§ Directive
Exactly and only the lines from the one containing "Give me the" through the one containing "import React from 'react';" belong in your copy. Pictures do not.

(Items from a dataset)
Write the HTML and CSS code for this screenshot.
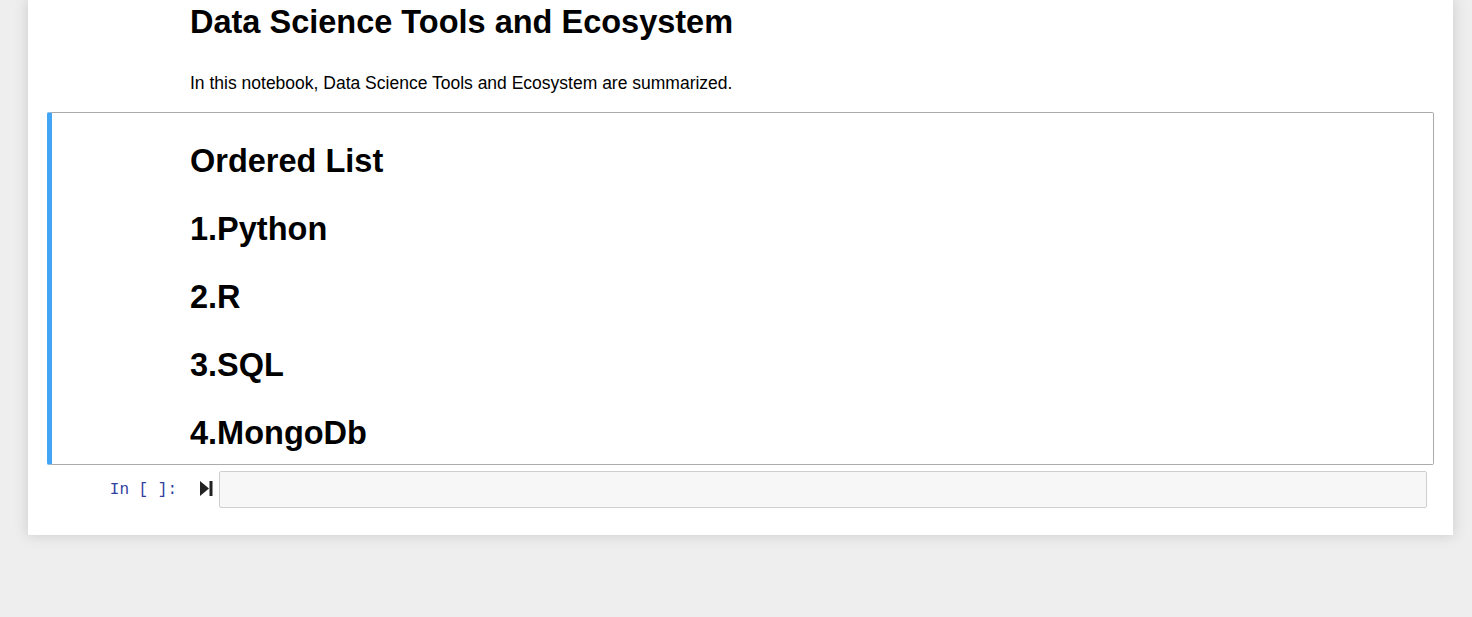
FILE: index.html
```html
<!DOCTYPE html>
<html>
<head>
<meta charset="utf-8">
<link rel="stylesheet" href="styles.css">
</head>
<body>
<div class="site">
  <div class="notebook">
    <div class="cell text-cell">
      <div class="prompt"></div>
      <div class="rendered">
        <h1 class="title">Data Science Tools and Ecosystem</h1>
        <p class="intro">In this notebook, Data Science Tools and Ecosystem are summarized.</p>
      </div>
    </div>
    <div class="cell text-cell selected">
      <div class="prompt"></div>
      <div class="rendered">
        <h1 class="item first">Ordered List</h1>
        <h1 class="item">1.Python</h1>
        <h1 class="item">2.R</h1>
        <h1 class="item">3.SQL</h1>
        <h1 class="item">4.MongoDb</h1>
      </div>
    </div>
    <div class="cell code-cell">
      <div class="prompt in-prompt">In&nbsp;[&nbsp;]:</div>
      <div class="run-btn">
        <svg width="13" height="15" viewBox="0 0 13 15"><path d="M0 0 L9 7.5 L0 15 Z" fill="#222"/><rect x="9.5" y="0" width="3" height="15" fill="#222"/></svg>
      </div>
      <div class="input-area"></div>
    </div>
  </div>
</div>
</body>
</html>
```

FILE: styles.css
```css
html, body {
  margin: 0;
  padding: 0;
  height: 100%;
  overflow: hidden;
}
body {
  background: #eeeeee;
  font-family: "Liberation Sans", Arial, sans-serif;
  color: #000;
}
.site {
  padding-left: 28px;
}
.notebook {
  width: 1425px;
  box-sizing: border-box;
  background: #fff;
  box-shadow: 0 0 12px 1px rgba(87, 87, 87, 0.2);
  padding: 0 19px 21px 19px;
  display: flex;
  flex-direction: column;
}
.cell {
  display: flex;
  border: 1px solid transparent;
  border-radius: 2px;
}
.text-cell .prompt {
  width: 142px;
  flex: none;
}
.rendered {
  flex: 1;
}
.title {
  font-size: 32.5px;
  line-height: 32.5px;
  margin: 4.5px 0 0 0;
  font-weight: bold;
}
.intro {
  font-size: 17.5px;
  line-height: 25px;
  margin: 32.5px 0 0 0;
  padding-bottom: 15px;
}
.selected {
  border-color: #ababab;
  border-left: 5px solid #42a5f5;
}
.selected .prompt {
  width: 138px;
}
.item {
  font-size: 32.5px;
  line-height: 32.5px;
  font-weight: bold;
  margin: 35.5px 0 0 0;
}
.item.first {
  margin-top: 32.5px;
}
.selected .rendered {
  padding-bottom: 14px;
}
.code-cell {
  padding: 5px 6px 5px 5px;
  align-items: flex-start;
}
.in-prompt {
  width: 124px;
  flex: none;
  font-family: "Liberation Mono", "Courier New", monospace;
  font-size: 16px;
  color: #303f9f;
  text-align: right;
  padding-top: 10px;
  line-height: 19px;
}
.run-btn {
  width: 19px;
  flex: none;
  display: flex;
  padding-left: 23px;
  padding-top: 10px;
}
.input-area {
  flex: 1;
  height: 35px;
  background: #f7f7f7;
  border: 1px solid #cfcfcf;
  border-radius: 2px;
}
```
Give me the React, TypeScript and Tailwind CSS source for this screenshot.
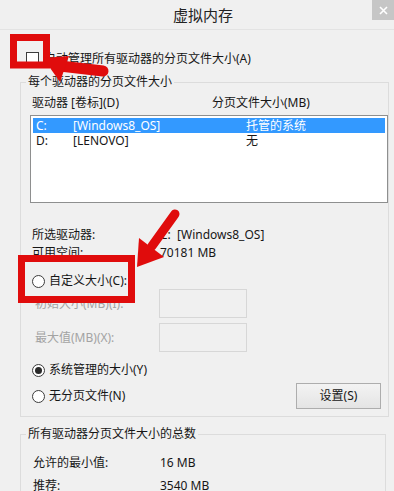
import React from 'react';

const Radio: React.FC<{ checked?: boolean }> = ({ checked }) => (
  <span className="w-[13px] h-[13px] rounded-full border border-[#3c3c3c] bg-white flex items-center justify-center shrink-0">
    {checked && <span className="w-[7px] h-[7px] rounded-full bg-[#2a2a2a]" />}
  </span>
);

const Annotations = () => (
  <svg className="absolute inset-0 pointer-events-none" width="394" height="491" viewBox="0 0 394 491">
    <g fill="none" stroke="#e00c0c" strokeWidth="7">
      <rect x="13.5" y="37.5" width="33" height="27.5" />
      <rect x="21.5" y="258.5" width="110" height="41" />
    </g>
    <g stroke="#e00c0c" strokeLinecap="round">
      <line x1="60" y1="66" x2="103" y2="71" strokeWidth="11" />
      <line x1="175" y1="214" x2="152" y2="246" strokeWidth="9" />
    </g>
    <g fill="#e00c0c">
      <polygon points="43,58 69,56 60,82" />
      <polygon points="137,267 139,238 164,257" />
    </g>
  </svg>
);

export default function App() {
  return (
    <div className="relative w-[394px] h-[491px] overflow-hidden bg-[#f0f0f0] text-[12px] leading-[14px] text-[#161616] font-['Noto_Sans','Noto_Sans_CJK_SC',sans-serif]">
      {/* title bar */}
      <div className="relative h-[30px] border-b border-[#e3e3e3] flex items-center justify-center pl-[12px] text-[15px] text-[#222]">
        虚拟内存
        <div className="absolute top-0 right-0 w-[22px] h-[20px] bg-[#c6c6c6] flex items-center justify-center">
          <svg width="9" height="9" viewBox="0 0 9 9"><path d="M1 1L8 8M8 1L1 8" stroke="#fff" strokeWidth="1.6" /></svg>
        </div>
      </div>

      <div className="mt-[22px] pl-[26px] flex items-center gap-[5px] h-[13px]">
        <span className="w-[13px] h-[13px] border border-[#3c3c3c] bg-white shrink-0" />
        <span>自动管理所有驱动器的分页文件大小(A)</span>
      </div>

      <fieldset className="mt-[10px] ml-[20px] w-[366px] border border-[#dcdcdc] pb-[7px]">
        <legend className="ml-[5px] px-[2px]">每个驱动器的分页文件大小</legend>
        <div className="mt-[7px] pl-[11px] flex h-[14px]">
          <span className="w-[180px]">驱动器 [卷标](D)</span>
          <span>分页文件大小(MB)</span>
        </div>
        <div className="mt-[5px] ml-[9px] w-[358px] h-[88px] border border-[#8e8f8f] bg-white p-[2px]">
          <div className="flex h-[15px] items-center bg-[#3399ff] text-white pl-[3px] leading-[13px]">
            <span className="w-[37px]">C:</span>
            <span className="w-[173px]">[Windows8_OS]</span>
            <span>托管的系统</span>
          </div>
          <div className="flex h-[15px] items-center pl-[3px] leading-[13px]">
            <span className="w-[37px]">D:</span>
            <span className="w-[173px]">[LENOVO]</span>
            <span>无</span>
          </div>
        </div>

        <div className="mt-[25px] pl-[11px] flex">
          <span className="w-[128px]">所选驱动器:</span>
          <span>C:&nbsp; [Windows8_OS]</span>
        </div>
        <div className="mt-[4px] pl-[11px] flex">
          <span className="w-[128px]">可用空间:</span>
          <span>70181 MB</span>
        </div>

        <div className="mt-[14px] pl-[11px] flex items-center gap-[4px] h-[14px]">
          <Radio />
          <span>自定义大小(C):</span>
        </div>
        <div className="mt-[1px] pl-[14px] flex items-center text-[#a3a3a3]">
          <span className="w-[124px]">初始大小(MB)(I):</span>
          <span className="w-[88px] h-[29px] border border-[#d7d7d7]" />
        </div>
        <div className="mt-[5px] pl-[14px] flex items-center text-[#a3a3a3]">
          <span className="w-[124px]">最大值(MB)(X):</span>
          <span className="w-[88px] h-[29px] border border-[#d7d7d7]" />
        </div>

        <div className="mt-[11px] pl-[11px] flex items-center gap-[4px] h-[14px]">
          <Radio checked />
          <span>系统管理的大小(Y)</span>
        </div>
        <div className="mt-[6px] pl-[11px] pr-[7px] flex items-center h-[26px]">
          <Radio />
          <span className="ml-[4px]">无分页文件(N)</span>
          <button className="ml-auto w-[85px] h-[26px] border border-[#adadad] bg-gradient-to-b from-[#f3f3f3] to-[#e4e4e4] text-[#161616]">
            设置(S)
          </button>
        </div>
      </fieldset>

      <fieldset className="mt-[10px] ml-[20px] w-[366px] h-[80px] border border-[#dcdcdc]">
        <legend className="ml-[5px] px-[2px]">所有驱动器分页文件大小的总数</legend>
        <div className="mt-[15px] pl-[12px] flex">
          <span className="w-[127px]">允许的最小值:</span>
          <span>16 MB</span>
        </div>
        <div className="mt-[9px] pl-[12px] flex">
          <span className="w-[127px]">推荐:</span>
          <span>3540 MB</span>
        </div>
      </fieldset>

      <Annotations />
    </div>
  );
}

§ Result of this exercise
Give me the React, TypeScript and Tailwind CSS source for this screenshot.
import React from 'react';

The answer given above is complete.